I fled, leaving these garments behind before they wrapped themselves around me and forced me back into a cubicle.

Next, I went to a super trendy clothing boutique that specializes in semi-dressy dresses.

That are almost all prints.

I found the only three dresses in the store that were solid colors and visited their dressing room. Which was in possession of the World’s Most Unflattering Lighting and Fat Mirror. That or I Petri-Dished more thigh cellulite than I had calculated over the winter. But whichever it was (most likely a grotesque combo), I again fled, empty-handed, knowing that solids and I were never going to happen.

I scoured my closet again. I went back to that semi-solid tie-dye dress as my only logical option. And I decided to risk it.

After all, that instruction wasn’t in bold. And the exclamation point was after “and no white”, so surely the urgency implied was exclusive of the latter instruction.

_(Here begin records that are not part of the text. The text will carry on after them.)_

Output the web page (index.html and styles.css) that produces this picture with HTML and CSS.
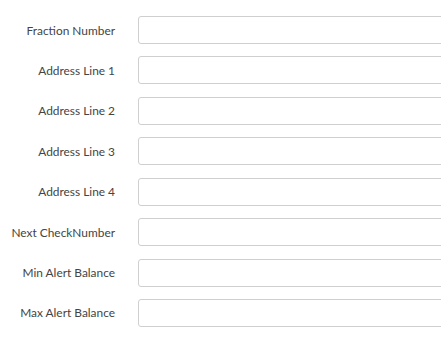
FILE: index.html
```html
<!doctype html>
<html>
  <head>
    <link rel="stylesheet" href="styles.css">
  </head>
  <body>
    <form class="settingsForm">
      <label class="fieldLabel" for="fractionNumber">Fraction Number</label>
      <div class="fieldBox"><input class="fieldInput" id="fractionNumber" type="text"></div>

      <label class="fieldLabel" for="address1">Address Line 1</label>
      <div class="fieldBox"><input class="fieldInput" id="address1" type="text"></div>

      <label class="fieldLabel" for="address2">Address Line 2</label>
      <div class="fieldBox"><input class="fieldInput" id="address2" type="text"></div>

      <label class="fieldLabel" for="address3">Address Line 3</label>
      <div class="fieldBox"><input class="fieldInput" id="address3" type="text"></div>

      <label class="fieldLabel" for="address4">Address Line 4</label>
      <div class="fieldBox"><input class="fieldInput" id="address4" type="text"></div>

      <label class="fieldLabel" for="nextCheck">Next CheckNumber</label>
      <div class="fieldBox"><input class="fieldInput" id="nextCheck" type="text"></div>

      <label class="fieldLabel" for="minAlert">Min Alert Balance</label>
      <div class="fieldBox"><input class="fieldInput" id="minAlert" type="text"></div>

      <label class="fieldLabel" for="maxAlert">Max Alert Balance</label>
      <div class="fieldBox"><input class="fieldInput" id="maxAlert" type="text"></div>
    </form>
  </body>
</html>
```

FILE: styles.css
```css
body {
  margin:0;
  background-color:#fff;
  font-family:Lato, "Liberation Sans", sans-serif;
}

.settingsForm {
  display:grid;
  grid-template-columns:115px 1fr;
  column-gap:23px;
  row-gap:12.43px;
  padding-top:16px;
}

.fieldLabel {
  align-self:center;
  text-align:right;
  font-size:11.9px;
  color:#444;
}

/* the inputs run on past the right edge of the window */
.fieldBox {
  overflow:hidden;
  height:28px;
}

.fieldInput {
  box-sizing:border-box;
  display:block;
  height:28px;
  width:calc(100% + 40px);
  margin:0;
  border:1px solid #cfcfcf;
  border-radius:3px;
  background-color:#fff;
}
```
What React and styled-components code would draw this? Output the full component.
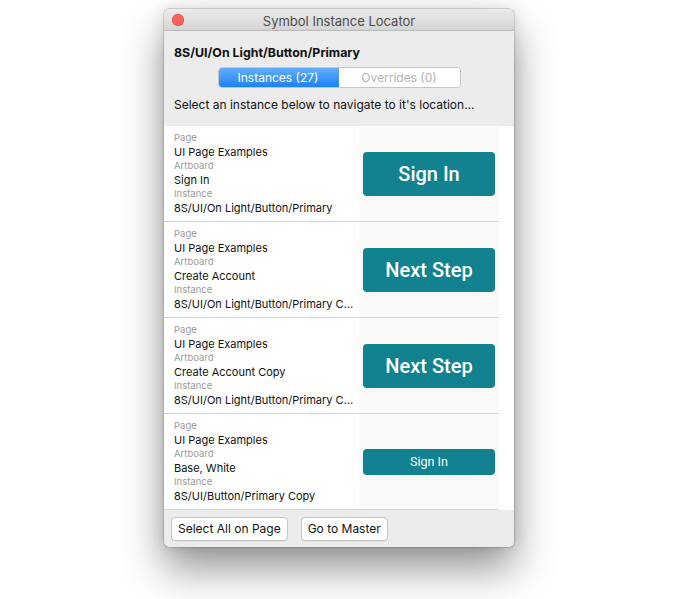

It was more like a suggestion….not a requirement.

Right??

And I could have been much more disobedient and chosen one of my dresses with multiple prints, so I should get bonus credit for not doing that, right?

Mixing Prints

I showed up to the studio in my semi-solid. I tried to cover the printishness nervously with my hands as I signed in at the reception desk, and I began looking around for Studio Fashion Security.

In fact, you might see my eyes wandering nervously at the beginning of the video…and probably in the middle of it, too. Yes, that explanation makes me feel better about my super awkwardness on Live Television.

In conclusion, I didn’t catch anyone giving me a disapproving glare. But if I’m on the blacklist at ABC 33/40 henceforth, now you know why.